Here’s the second one. Along with these pay investments, look at those four choices, especially focus and simplify, cross-train, and standardize and empower. Figure out what to subtract from the workload to increase the customer experience and to set up employees for success.
Making these two sets of changes, the subtraction of workload and workload availability, as well investment in people, gets companies out of that vicious cycle and creates tremendous momentum. Once turnover is lower, and employees stay with companies and have operational stability, companies can empower those workers.
As a result, they can have stronger managers, a system of continuous improvement. Making those basic investment as early as possible is important. Those are the two huge lessons that we learned from adopting this system.

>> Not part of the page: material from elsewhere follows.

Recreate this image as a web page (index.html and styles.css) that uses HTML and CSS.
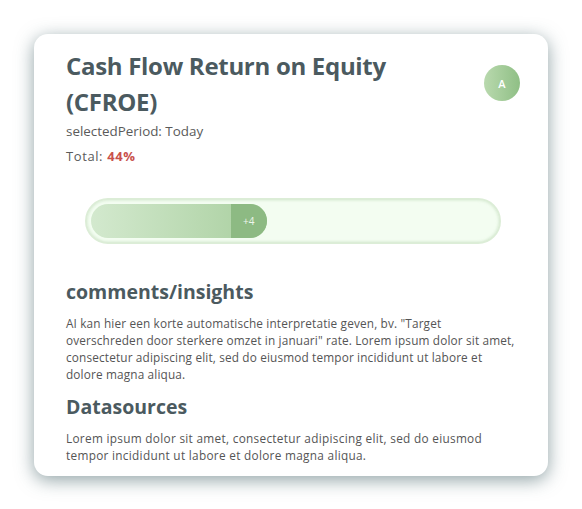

How essential is pay for frontline workers?
We oftentimes undervalue the importance of pay for workers. But when people don’t make enough to take care of their expenses—housing, transportation, childcare, basic expenses—they operate in a vicious cycle of poverty. There are millions of frontline workers who can’t make ends meet.
They operate in a vicious cycle of poverty because low pay drives stress. Low pay drives health problems, cognitive functioning problems, mental health problems. These challenges prevent employees from doing a good job, coming to work on time, being productive, and serving the customer well. Consequently, they don’t get promoted, and they operate in a vicious cycle of poverty.
Oftentimes, executives see these workers, and they realize, “These workers can’t even implement the basic tasks. They make mistakes. Even when they’re doing basic tasks, they show up, but they don’t show up on time. They don’t serve the customer well.” Executives then lose faith in those people. But it’s not that poor performance is a function of the person; it’s the function of the system in which that person operates. Oftentimes we underestimate that.